PROBLEM STATEMENT: Output the lines below exactly, please, from the first line until the line with "MdFormatListBulleted, MdHome, MdSettings", counting both.

AVAILABLE DATA:
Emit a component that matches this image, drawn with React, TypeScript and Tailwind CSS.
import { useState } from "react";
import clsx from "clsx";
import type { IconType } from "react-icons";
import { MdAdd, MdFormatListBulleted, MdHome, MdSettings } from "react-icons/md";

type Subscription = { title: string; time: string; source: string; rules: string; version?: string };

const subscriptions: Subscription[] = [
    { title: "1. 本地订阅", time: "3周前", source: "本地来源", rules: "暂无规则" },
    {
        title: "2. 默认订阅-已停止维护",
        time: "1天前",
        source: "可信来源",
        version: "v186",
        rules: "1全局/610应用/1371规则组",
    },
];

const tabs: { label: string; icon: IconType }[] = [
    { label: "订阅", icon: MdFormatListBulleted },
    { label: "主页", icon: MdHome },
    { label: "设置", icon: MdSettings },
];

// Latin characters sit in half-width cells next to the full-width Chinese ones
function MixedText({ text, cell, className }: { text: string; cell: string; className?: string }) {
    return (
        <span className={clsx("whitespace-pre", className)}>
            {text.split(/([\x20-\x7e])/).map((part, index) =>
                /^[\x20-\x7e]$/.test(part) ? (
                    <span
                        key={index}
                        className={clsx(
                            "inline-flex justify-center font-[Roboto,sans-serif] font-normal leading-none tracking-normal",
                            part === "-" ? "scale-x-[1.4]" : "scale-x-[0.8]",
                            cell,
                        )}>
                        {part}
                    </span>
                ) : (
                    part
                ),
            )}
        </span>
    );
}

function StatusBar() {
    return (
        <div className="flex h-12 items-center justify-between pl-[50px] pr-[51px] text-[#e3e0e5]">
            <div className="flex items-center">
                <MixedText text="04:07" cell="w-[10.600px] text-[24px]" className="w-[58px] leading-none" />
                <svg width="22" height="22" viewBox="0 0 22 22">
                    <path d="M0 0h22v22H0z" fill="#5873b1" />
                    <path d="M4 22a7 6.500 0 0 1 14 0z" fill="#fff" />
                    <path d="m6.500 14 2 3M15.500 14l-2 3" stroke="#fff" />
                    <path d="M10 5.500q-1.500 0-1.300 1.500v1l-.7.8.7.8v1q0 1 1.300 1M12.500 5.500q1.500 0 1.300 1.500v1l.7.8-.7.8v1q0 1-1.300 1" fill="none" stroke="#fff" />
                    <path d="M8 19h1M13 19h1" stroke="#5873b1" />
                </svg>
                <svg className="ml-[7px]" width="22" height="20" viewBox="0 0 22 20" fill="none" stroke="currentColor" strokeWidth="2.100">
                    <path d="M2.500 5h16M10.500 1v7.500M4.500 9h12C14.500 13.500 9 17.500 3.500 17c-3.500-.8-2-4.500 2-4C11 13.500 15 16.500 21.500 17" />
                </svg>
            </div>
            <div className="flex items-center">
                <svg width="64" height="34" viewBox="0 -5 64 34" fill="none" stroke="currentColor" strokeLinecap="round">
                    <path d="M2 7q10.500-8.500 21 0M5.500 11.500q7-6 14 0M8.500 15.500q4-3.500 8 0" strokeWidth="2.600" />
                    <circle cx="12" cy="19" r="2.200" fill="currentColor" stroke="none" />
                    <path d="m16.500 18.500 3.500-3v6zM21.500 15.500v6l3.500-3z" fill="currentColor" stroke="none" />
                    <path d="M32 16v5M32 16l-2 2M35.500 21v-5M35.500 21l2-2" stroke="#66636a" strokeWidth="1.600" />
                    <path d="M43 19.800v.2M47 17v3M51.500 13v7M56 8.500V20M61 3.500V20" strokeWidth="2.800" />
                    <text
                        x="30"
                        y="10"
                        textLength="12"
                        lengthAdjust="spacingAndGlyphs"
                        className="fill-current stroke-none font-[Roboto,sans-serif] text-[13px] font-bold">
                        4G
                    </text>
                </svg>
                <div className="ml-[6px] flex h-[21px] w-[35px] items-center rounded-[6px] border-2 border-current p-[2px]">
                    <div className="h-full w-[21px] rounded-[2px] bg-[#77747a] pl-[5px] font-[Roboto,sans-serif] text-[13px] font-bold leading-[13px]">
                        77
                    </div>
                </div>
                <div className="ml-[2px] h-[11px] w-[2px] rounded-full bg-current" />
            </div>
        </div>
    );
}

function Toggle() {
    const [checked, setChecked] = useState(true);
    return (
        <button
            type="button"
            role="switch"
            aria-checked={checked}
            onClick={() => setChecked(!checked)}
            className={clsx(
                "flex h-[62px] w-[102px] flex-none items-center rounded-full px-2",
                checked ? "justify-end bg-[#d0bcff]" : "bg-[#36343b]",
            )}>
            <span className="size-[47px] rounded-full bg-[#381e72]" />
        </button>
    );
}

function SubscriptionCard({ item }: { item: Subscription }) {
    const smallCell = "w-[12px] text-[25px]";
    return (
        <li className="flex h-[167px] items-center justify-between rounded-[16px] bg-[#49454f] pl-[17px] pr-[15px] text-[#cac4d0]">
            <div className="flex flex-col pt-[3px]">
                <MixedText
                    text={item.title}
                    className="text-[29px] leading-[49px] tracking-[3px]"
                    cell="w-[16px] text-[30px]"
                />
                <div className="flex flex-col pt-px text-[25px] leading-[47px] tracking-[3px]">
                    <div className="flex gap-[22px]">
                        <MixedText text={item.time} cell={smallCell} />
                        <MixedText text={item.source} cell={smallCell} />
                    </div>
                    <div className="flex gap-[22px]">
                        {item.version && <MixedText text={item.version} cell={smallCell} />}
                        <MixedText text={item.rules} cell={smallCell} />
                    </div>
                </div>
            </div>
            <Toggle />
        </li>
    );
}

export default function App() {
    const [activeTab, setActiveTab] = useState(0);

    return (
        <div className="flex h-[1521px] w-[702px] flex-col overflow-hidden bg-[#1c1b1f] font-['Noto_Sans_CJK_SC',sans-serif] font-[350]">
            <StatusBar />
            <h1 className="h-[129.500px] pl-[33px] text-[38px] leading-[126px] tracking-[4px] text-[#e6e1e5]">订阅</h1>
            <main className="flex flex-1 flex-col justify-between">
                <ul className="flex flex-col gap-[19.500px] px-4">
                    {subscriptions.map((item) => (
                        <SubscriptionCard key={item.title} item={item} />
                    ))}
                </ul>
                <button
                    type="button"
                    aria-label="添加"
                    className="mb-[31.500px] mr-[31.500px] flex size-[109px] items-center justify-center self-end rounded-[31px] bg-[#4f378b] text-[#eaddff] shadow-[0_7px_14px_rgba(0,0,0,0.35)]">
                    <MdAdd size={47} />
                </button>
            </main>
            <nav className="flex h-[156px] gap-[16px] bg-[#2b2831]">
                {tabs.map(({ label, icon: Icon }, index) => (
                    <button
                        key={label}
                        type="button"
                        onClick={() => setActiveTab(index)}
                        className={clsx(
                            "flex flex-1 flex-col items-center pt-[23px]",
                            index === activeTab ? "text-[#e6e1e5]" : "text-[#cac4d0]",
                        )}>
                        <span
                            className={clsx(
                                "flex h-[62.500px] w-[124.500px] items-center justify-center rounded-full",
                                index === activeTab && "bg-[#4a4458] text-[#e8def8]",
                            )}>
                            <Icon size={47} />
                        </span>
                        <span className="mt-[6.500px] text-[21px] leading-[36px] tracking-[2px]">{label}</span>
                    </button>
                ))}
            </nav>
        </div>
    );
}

TASK SOLUTION:
Emit a component that matches this image, drawn with React, TypeScript and Tailwind CSS.
import { useState } from "react";
import clsx from "clsx";
import type { IconType } from "react-icons";
import { MdAdd, MdFormatListBulleted, MdHome, MdSettings } from "react-icons/md";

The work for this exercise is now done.